Ya da aylardan temmuzdur. Okul tatil olmuştur. Kızlar balkonda örgü örer, erkekler sıcaktan gölge bir köşe bulmuş orada misket oynar, annelerde kızartma yapar patates, patlıcan karışık. Hava sıcak olduğu için balkon kapısı açılmış tüm koku mahalleye yayılırken hareketli bir türkü kulaklara gelir. Neşeli bir anne bir yandan yemek yapar bir yandan da radyoda ki şarkıya eşlik eder.
Yetiştirilmesi gereken ödevler vardır. Bu gece sabahlamak gerekecektir. Şu çizimlerde bir türlü bitmez. Ama radyoda geceyarısından sonra başlayan program bana eşlik edecektir. Hem nasılsa artık özel radyolar kurulmuş,çeşit artmış, herkes kendine göre bir kanal bulmuş, onu dinler olmuş. Hatta arkadaşlar arasında çoğunluk çizim yaptığından ,birbirine şarkı gönderen, istekte bulunanlar için okul radyosu bile kurulmuş.Uykusuz gecelere eşlik eden programcılar var artık.
Radyo benim hayatımda bir vazgeçilmez. Öyleki iş yerinde bile önceleri kulaklıkla, şimdilerde küçük radyomla bu sevdam devam etmekte. Artık hernekadar televizyon ağırlıkta olsada yaşamlarımızda, ben illede radyo diyenlerdenim. O sihirli kutudan çıkan sesler, anlatılan hayatlar hep alıp götürmüştür beni...Uzak diyarları, yeni hayatları öğrenmiş, hep heyecanlanmışımdır.

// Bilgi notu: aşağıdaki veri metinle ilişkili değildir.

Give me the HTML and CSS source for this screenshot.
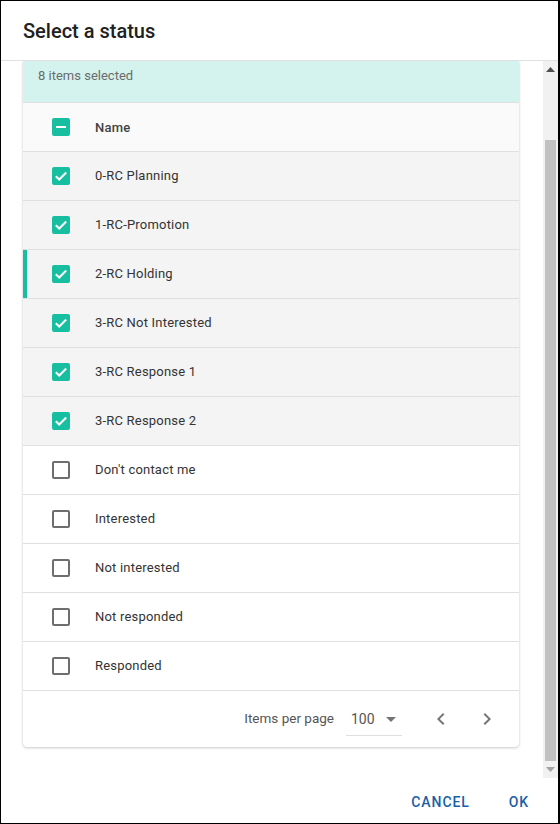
FILE: index.html
```html
<!DOCTYPE html>
<html>
<head>
<meta charset="utf-8">
<link rel="stylesheet" href="styles.css">
</head>
<body>
<div class="dialog">
  <div class="title">Select a status</div>
  <div class="content">
    <div class="scroll-area">
      <div class="card">
        <div class="banner">8 items selected</div>
        <div class="row head">
          <span class="cb on"><svg width="18" height="18" viewBox="0 0 18 18"><rect x="4" y="8" width="10" height="2" fill="#fff"/></svg></span>
          <span class="label">Name</span>
        </div>
        <div class="row sel"><span class="cb on"><svg width="18" height="18" viewBox="0 0 18 18"><path d="M3.8 9.2l3.4 3.3 7-7" fill="none" stroke="#fff" stroke-width="2"/></svg></span><span class="label">0-RC Planning</span></div>
        <div class="row sel"><span class="cb on"><svg width="18" height="18" viewBox="0 0 18 18"><path d="M3.8 9.2l3.4 3.3 7-7" fill="none" stroke="#fff" stroke-width="2"/></svg></span><span class="label">1-RC-Promotion</span></div>
        <div class="row sel active"><span class="cb on"><svg width="18" height="18" viewBox="0 0 18 18"><path d="M3.8 9.2l3.4 3.3 7-7" fill="none" stroke="#fff" stroke-width="2"/></svg></span><span class="label">2-RC Holding</span></div>
        <div class="row sel"><span class="cb on"><svg width="18" height="18" viewBox="0 0 18 18"><path d="M3.8 9.2l3.4 3.3 7-7" fill="none" stroke="#fff" stroke-width="2"/></svg></span><span class="label">3-RC Not Interested</span></div>
        <div class="row sel"><span class="cb on"><svg width="18" height="18" viewBox="0 0 18 18"><path d="M3.8 9.2l3.4 3.3 7-7" fill="none" stroke="#fff" stroke-width="2"/></svg></span><span class="label">3-RC Response 1</span></div>
        <div class="row sel"><span class="cb on"><svg width="18" height="18" viewBox="0 0 18 18"><path d="M3.8 9.2l3.4 3.3 7-7" fill="none" stroke="#fff" stroke-width="2"/></svg></span><span class="label">3-RC Response 2</span></div>
        <div class="row"><span class="cb off"></span><span class="label">Don't contact me</span></div>
        <div class="row"><span class="cb off"></span><span class="label">Interested</span></div>
        <div class="row"><span class="cb off"></span><span class="label">Not interested</span></div>
        <div class="row"><span class="cb off"></span><span class="label">Not responded</span></div>
        <div class="row"><span class="cb off"></span><span class="label">Responded</span></div>
        <div class="paginator">
          <span class="ipp">Items per page</span>
          <span class="select"><span class="val">100</span><svg width="10" height="5" viewBox="0 0 10 5"><path d="M0 0h10L5 5z" fill="#757575"/></svg></span>
          <span class="nav">
            <svg width="24" height="24" viewBox="0 0 24 24"><path d="M15.4 7.4L14 6l-6 6 6 6 1.4-1.4L10.8 12z" fill="#757575"/></svg>
            <svg width="24" height="24" viewBox="0 0 24 24"><path d="M8.6 16.6L10 18l6-6-6-6-1.4 1.4 4.6 4.6z" fill="#757575"/></svg>
          </span>
        </div>
      </div>
    </div>
    <div class="scrollbar">
      <div class="arrow up"><svg width="9" height="5" viewBox="0 0 9 5"><path d="M0 5h9L4.5 0z" fill="#505050"/></svg></div>
      <div class="track"><div class="thumb"></div></div>
      <div class="arrow down"><svg width="9" height="5" viewBox="0 0 9 5"><path d="M0 0h9L4.5 5z" fill="#a3a3a3"/></svg></div>
    </div>
  </div>
  <div class="footer">
    <span class="btn">CANCEL</span>
    <span class="btn">OK</span>
  </div>
</div>
</body>
</html>
```

FILE: styles.css
```css
html, body {
  margin: 0;
  padding: 0;
  background: #fff;
}
body {
  font-family: Roboto, "Liberation Sans", Arial, sans-serif;
}
.dialog {
  width: 560px;
  height: 824px;
  box-sizing: border-box;
  border: 1px solid #000;
  border-right-width: 2px;
  display: flex;
  flex-direction: column;
  background: #fff;
  overflow: hidden;
}
.title {
  flex: none;
  box-sizing: border-box;
  height: 60px;
  padding-left: 22px;
  padding-top: 1px;
  display: flex;
  align-items: center;
  font-size: 20px;
  font-weight: 500;
  color: #212121;
  border-bottom: 1px solid #e0e0e0;
}
.content {
  height: 717px;
  flex: none;
  display: flex;
}
.scroll-area {
  flex: 1;
  overflow: hidden;
  padding-left: 22px;
  padding-right: 24px;
}
.card {
  width: 496px;
  background: #fff;
  border-radius: 0 0 4px 4px;
  box-shadow: 0 1px 3px rgba(0,0,0,0.2), 0 0 1px rgba(0,0,0,0.12);
}
.banner {
  height: 42px;
  box-sizing: border-box;
  background: #d4f3ee;
  padding-left: 15px;
  display: flex;
  align-items: center;
  padding-bottom: 12px;
  font-size: 13px;
  color: #6b6b6b;
  border-bottom: 1px solid #e0e0e0;
}
.row {
  height: 49px;
  box-sizing: border-box;
  border-bottom: 1px solid #e0e0e0;
  display: flex;
  align-items: center;
  padding-left: 29px;
  font-size: 13px;
  color: #333;
  letter-spacing: 0.2px;
  background: #fff;
}
.row .label {
  padding-bottom: 2px;
}
.row.head .label {
  padding-bottom: 0;
}
.row.head {
  background: #fafafa;
  font-weight: 500;
  color: #424242;
}
.row.sel {
  background: #f4f4f4;
}
.row.active {
  box-shadow: inset 4px 0 0 #17bfa0;
}
.cb {
  width: 18px;
  height: 18px;
  box-sizing: border-box;
  border-radius: 2px;
  flex: none;
  display: flex;
}
.cb.on {
  background: #17bfa0;
}
.cb.off {
  border: 2px solid #6e6e6e;
}
.label {
  margin-left: 25px;
}
.paginator {
  height: 56px;
  display: flex;
  align-items: center;
  justify-content: flex-end;
  padding-right: 20px;
  font-size: 13px;
  color: #555;
}
.ipp {
  font-size: 13.5px;
  margin-right: 12px;
  padding-bottom: 2px;
}
.select {
  width: 56px;
  box-sizing: border-box;
  padding-left: 5px;
  height: 30px;
  display: flex;
  align-items: center;
  border-bottom: 1px solid #e0e0e0;
  margin-top: 4px;
  font-size: 14px;
  color: #555;
}
.select .val {
  width: 35px;
  padding-bottom: 4px;
}
.select svg {
  margin-bottom: 3px;
}
.nav {
  display: flex;
  gap: 22px;
  margin-left: 27px;
}
.scrollbar {
  width: 15px;
  flex: none;
  background: #f1f1f1;
  display: flex;
  flex-direction: column;
}
.arrow {
  height: 17px;
  flex: none;
  display: flex;
  align-items: center;
  justify-content: center;
}
.track {
  flex: 1;
  display: flex;
  flex-direction: column;
  justify-content: flex-end;
}
.thumb {
  height: 621px;
  margin: 0 2px 0 2px;
  background: #c1c1c1;
}
.footer {
  flex: 1;
  display: flex;
  align-items: center;
  justify-content: flex-end;
  padding-right: 29px;
  gap: 39px;
  padding-top: 2px;
}
.btn {
  font-size: 14px;
  font-weight: 500;
  color: #1a5fa8;
  letter-spacing: 0.9px;
}
```
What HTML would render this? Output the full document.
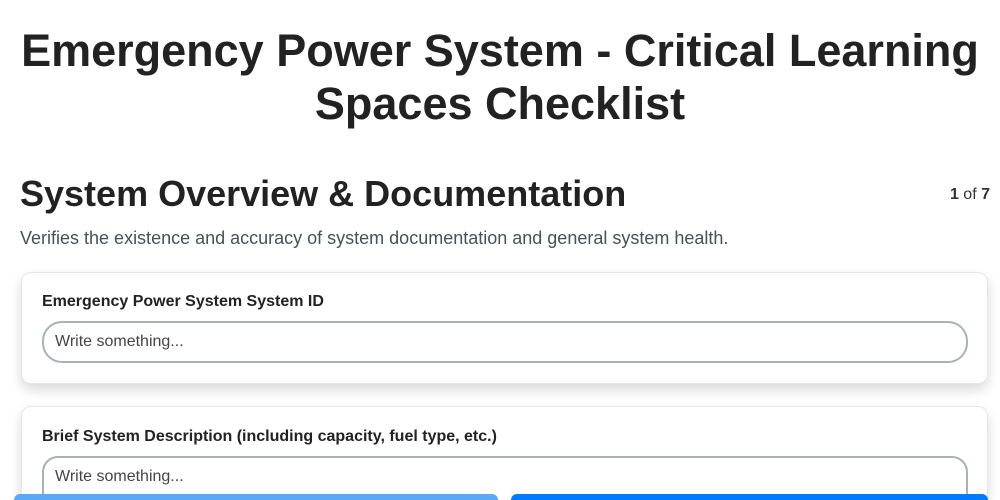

Sanki geçmişe dair bir iz, ondan bir hatıra gibi gelir bana radyom. Şimdilerde çok konuşan dj 'ler, kötü şarkılar olsada yine de seçmek için ve yeni şeyler öğrenmek için pek çok seçenek var. Radyolara bağlanıp konuşan, yorum yapan insanları görünce aslında hala çok dinlendiğini görüyorum. Ama benim aklım hep yağmurlu günlerde, soba başında dinlenen ' radyo tiyatroları' nda kaldı.

Bu da benim eski günleri hatırlatan minik radyom :) Sizlere de radyolu günler dilerim!
Dip not: Bu radyo konusu ANKAN ' DA sevgili Sardunya yazınca tekrar gündeme geldi.
Aktrise ödev olarak verilmiş '' bir radyo programı '' hazırlaması. Aklıma bu eski yazım geldi.